Front-end source files
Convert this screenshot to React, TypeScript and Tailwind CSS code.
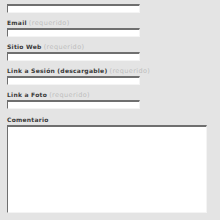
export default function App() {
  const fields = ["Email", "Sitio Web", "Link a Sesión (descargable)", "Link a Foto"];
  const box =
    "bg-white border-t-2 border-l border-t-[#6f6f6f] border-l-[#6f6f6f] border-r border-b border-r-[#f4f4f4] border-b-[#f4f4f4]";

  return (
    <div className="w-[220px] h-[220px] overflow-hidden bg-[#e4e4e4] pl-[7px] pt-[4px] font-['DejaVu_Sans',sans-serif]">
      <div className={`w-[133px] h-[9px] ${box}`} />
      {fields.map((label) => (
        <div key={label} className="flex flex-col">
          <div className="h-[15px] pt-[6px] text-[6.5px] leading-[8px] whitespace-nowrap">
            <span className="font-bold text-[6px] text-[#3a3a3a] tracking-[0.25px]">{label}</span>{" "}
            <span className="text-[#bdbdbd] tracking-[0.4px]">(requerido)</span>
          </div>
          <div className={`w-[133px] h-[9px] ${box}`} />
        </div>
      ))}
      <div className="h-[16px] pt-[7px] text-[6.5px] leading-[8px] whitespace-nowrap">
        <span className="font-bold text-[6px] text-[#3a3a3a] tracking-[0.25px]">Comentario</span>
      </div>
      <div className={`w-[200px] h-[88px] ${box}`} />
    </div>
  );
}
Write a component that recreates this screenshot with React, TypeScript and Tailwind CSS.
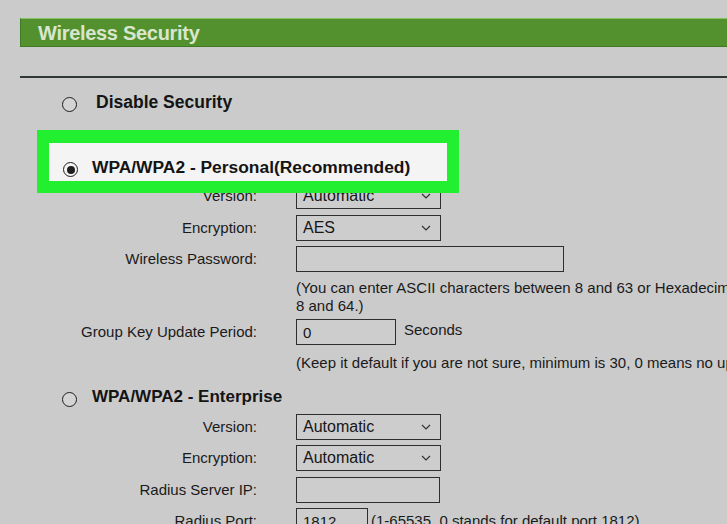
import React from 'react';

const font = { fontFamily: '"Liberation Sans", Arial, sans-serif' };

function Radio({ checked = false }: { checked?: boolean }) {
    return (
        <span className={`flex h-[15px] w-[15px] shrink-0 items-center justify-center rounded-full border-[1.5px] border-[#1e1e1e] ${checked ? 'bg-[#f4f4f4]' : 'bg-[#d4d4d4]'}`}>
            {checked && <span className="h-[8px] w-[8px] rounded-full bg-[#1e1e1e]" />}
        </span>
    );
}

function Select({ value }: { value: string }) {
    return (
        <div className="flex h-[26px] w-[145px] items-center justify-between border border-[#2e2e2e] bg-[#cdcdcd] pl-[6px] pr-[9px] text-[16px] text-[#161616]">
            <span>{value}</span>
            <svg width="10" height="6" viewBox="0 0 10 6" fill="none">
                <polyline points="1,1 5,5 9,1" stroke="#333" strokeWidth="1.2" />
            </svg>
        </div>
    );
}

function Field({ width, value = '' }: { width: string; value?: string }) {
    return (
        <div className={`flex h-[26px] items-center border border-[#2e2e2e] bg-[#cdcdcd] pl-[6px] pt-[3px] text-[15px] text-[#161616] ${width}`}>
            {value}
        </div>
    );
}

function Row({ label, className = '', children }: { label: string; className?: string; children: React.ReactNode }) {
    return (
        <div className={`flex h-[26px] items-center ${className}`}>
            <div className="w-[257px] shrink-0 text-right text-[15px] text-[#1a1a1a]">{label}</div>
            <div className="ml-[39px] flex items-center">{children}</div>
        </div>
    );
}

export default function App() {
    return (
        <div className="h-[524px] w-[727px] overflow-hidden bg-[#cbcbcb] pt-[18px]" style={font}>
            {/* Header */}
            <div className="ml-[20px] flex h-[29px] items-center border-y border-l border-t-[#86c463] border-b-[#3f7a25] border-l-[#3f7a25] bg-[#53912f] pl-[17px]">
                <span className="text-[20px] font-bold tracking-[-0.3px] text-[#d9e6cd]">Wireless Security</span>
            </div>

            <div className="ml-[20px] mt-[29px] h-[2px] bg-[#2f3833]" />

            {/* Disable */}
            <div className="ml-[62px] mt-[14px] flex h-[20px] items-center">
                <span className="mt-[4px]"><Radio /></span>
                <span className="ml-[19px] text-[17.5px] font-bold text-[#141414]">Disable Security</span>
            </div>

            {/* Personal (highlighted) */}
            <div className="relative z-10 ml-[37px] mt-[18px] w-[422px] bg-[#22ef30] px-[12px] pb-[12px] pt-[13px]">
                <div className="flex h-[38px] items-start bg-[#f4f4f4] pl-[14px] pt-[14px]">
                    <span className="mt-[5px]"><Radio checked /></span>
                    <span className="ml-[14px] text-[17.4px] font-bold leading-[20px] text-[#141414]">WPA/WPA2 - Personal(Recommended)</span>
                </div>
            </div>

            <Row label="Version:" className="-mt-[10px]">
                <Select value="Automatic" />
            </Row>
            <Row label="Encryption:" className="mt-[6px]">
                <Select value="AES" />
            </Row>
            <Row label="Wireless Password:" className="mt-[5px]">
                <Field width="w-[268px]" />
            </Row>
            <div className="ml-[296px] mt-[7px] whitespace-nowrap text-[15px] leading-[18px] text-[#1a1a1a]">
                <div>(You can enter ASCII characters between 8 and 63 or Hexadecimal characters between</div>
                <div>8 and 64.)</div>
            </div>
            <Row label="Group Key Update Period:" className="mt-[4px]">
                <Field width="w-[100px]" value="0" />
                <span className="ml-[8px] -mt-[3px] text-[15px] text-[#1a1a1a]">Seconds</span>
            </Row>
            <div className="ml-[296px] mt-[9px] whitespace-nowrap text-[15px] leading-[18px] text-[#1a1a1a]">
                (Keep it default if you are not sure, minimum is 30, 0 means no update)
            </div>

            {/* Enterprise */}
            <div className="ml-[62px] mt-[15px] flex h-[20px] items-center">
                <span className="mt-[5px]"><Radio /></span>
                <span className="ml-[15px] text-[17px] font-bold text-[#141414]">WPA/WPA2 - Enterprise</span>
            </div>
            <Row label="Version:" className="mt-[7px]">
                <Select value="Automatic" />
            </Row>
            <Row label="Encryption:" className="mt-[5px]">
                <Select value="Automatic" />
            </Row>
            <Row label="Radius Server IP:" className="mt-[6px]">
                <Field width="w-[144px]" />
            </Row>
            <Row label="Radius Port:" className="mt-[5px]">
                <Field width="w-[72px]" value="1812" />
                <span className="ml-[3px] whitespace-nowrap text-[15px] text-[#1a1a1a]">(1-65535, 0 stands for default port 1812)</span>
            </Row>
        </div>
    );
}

- _What the task asks_: Without including any picture, repeat the data exactly.

- _Output_:
Convert this screenshot to React, TypeScript and Tailwind CSS code.
export default function App() {
  const fields = ["Email", "Sitio Web", "Link a Sesión (descargable)", "Link a Foto"];
  const box =
    "bg-white border-t-2 border-l border-t-[#6f6f6f] border-l-[#6f6f6f] border-r border-b border-r-[#f4f4f4] border-b-[#f4f4f4]";

  return (
    <div className="w-[220px] h-[220px] overflow-hidden bg-[#e4e4e4] pl-[7px] pt-[4px] font-['DejaVu_Sans',sans-serif]">
      <div className={`w-[133px] h-[9px] ${box}`} />
      {fields.map((label) => (
        <div key={label} className="flex flex-col">
          <div className="h-[15px] pt-[6px] text-[6.5px] leading-[8px] whitespace-nowrap">
            <span className="font-bold text-[6px] text-[#3a3a3a] tracking-[0.25px]">{label}</span>{" "}
            <span className="text-[#bdbdbd] tracking-[0.4px]">(requerido)</span>
          </div>
          <div className={`w-[133px] h-[9px] ${box}`} />
        </div>
      ))}
      <div className="h-[16px] pt-[7px] text-[6.5px] leading-[8px] whitespace-nowrap">
        <span className="font-bold text-[6px] text-[#3a3a3a] tracking-[0.25px]">Comentario</span>
      </div>
      <div className={`w-[200px] h-[88px] ${box}`} />
    </div>
  );
}
Write a component that recreates this screenshot with React, TypeScript and Tailwind CSS.
import React from 'react';

const font = { fontFamily: '"Liberation Sans", Arial, sans-serif' };

function Radio({ checked = false }: { checked?: boolean }) {
    return (
        <span className={`flex h-[15px] w-[15px] shrink-0 items-center justify-center rounded-full border-[1.5px] border-[#1e1e1e] ${checked ? 'bg-[#f4f4f4]' : 'bg-[#d4d4d4]'}`}>
            {checked && <span className="h-[8px] w-[8px] rounded-full bg-[#1e1e1e]" />}
        </span>
    );
}

function Select({ value }: { value: string }) {
    return (
        <div className="flex h-[26px] w-[145px] items-center justify-between border border-[#2e2e2e] bg-[#cdcdcd] pl-[6px] pr-[9px] text-[16px] text-[#161616]">
            <span>{value}</span>
            <svg width="10" height="6" viewBox="0 0 10 6" fill="none">
                <polyline points="1,1 5,5 9,1" stroke="#333" strokeWidth="1.2" />
            </svg>
        </div>
    );
}

function Field({ width, value = '' }: { width: string; value?: string }) {
    return (
        <div className={`flex h-[26px] items-center border border-[#2e2e2e] bg-[#cdcdcd] pl-[6px] pt-[3px] text-[15px] text-[#161616] ${width}`}>
            {value}
        </div>
    );
}

function Row({ label, className = '', children }: { label: string; className?: string; children: React.ReactNode }) {
    return (
        <div className={`flex h-[26px] items-center ${className}`}>
            <div className="w-[257px] shrink-0 text-right text-[15px] text-[#1a1a1a]">{label}</div>
            <div className="ml-[39px] flex items-center">{children}</div>
        </div>
    );
}

export default function App() {
    return (
        <div className="h-[524px] w-[727px] overflow-hidden bg-[#cbcbcb] pt-[18px]" style={font}>
            {/* Header */}
            <div className="ml-[20px] flex h-[29px] items-center border-y border-l border-t-[#86c463] border-b-[#3f7a25] border-l-[#3f7a25] bg-[#53912f] pl-[17px]">
                <span className="text-[20px] font-bold tracking-[-0.3px] text-[#d9e6cd]">Wireless Security</span>
            </div>

            <div className="ml-[20px] mt-[29px] h-[2px] bg-[#2f3833]" />

            {/* Disable */}
            <div className="ml-[62px] mt-[14px] flex h-[20px] items-center">
                <span className="mt-[4px]"><Radio /></span>
                <span className="ml-[19px] text-[17.5px] font-bold text-[#141414]">Disable Security</span>
            </div>

            {/* Personal (highlighted) */}
            <div className="relative z-10 ml-[37px] mt-[18px] w-[422px] bg-[#22ef30] px-[12px] pb-[12px] pt-[13px]">
                <div className="flex h-[38px] items-start bg-[#f4f4f4] pl-[14px] pt-[14px]">
                    <span className="mt-[5px]"><Radio checked /></span>
                    <span className="ml-[14px] text-[17.4px] font-bold leading-[20px] text-[#141414]">WPA/WPA2 - Personal(Recommended)</span>
                </div>
            </div>

            <Row label="Version:" className="-mt-[10px]">
                <Select value="Automatic" />
            </Row>
            <Row label="Encryption:" className="mt-[6px]">
                <Select value="AES" />
            </Row>
            <Row label="Wireless Password:" className="mt-[5px]">
                <Field width="w-[268px]" />
            </Row>
            <div className="ml-[296px] mt-[7px] whitespace-nowrap text-[15px] leading-[18px] text-[#1a1a1a]">
                <div>(You can enter ASCII characters between 8 and 63 or Hexadecimal characters between</div>
                <div>8 and 64.)</div>
            </div>
            <Row label="Group Key Update Period:" className="mt-[4px]">
                <Field width="w-[100px]" value="0" />
                <span className="ml-[8px] -mt-[3px] text-[15px] text-[#1a1a1a]">Seconds</span>
            </Row>
            <div className="ml-[296px] mt-[9px] whitespace-nowrap text-[15px] leading-[18px] text-[#1a1a1a]">
                (Keep it default if you are not sure, minimum is 30, 0 means no update)
            </div>

            {/* Enterprise */}
            <div className="ml-[62px] mt-[15px] flex h-[20px] items-center">
                <span className="mt-[5px]"><Radio /></span>
                <span className="ml-[15px] text-[17px] font-bold text-[#141414]">WPA/WPA2 - Enterprise</span>
            </div>
            <Row label="Version:" className="mt-[7px]">
                <Select value="Automatic" />
            </Row>
            <Row label="Encryption:" className="mt-[5px]">
                <Select value="Automatic" />
            </Row>
            <Row label="Radius Server IP:" className="mt-[6px]">
                <Field width="w-[144px]" />
            </Row>
            <Row label="Radius Port:" className="mt-[5px]">
                <Field width="w-[72px]" value="1812" />
                <span className="ml-[3px] whitespace-nowrap text-[15px] text-[#1a1a1a]">(1-65535, 0 stands for default port 1812)</span>
            </Row>
        </div>
    );
}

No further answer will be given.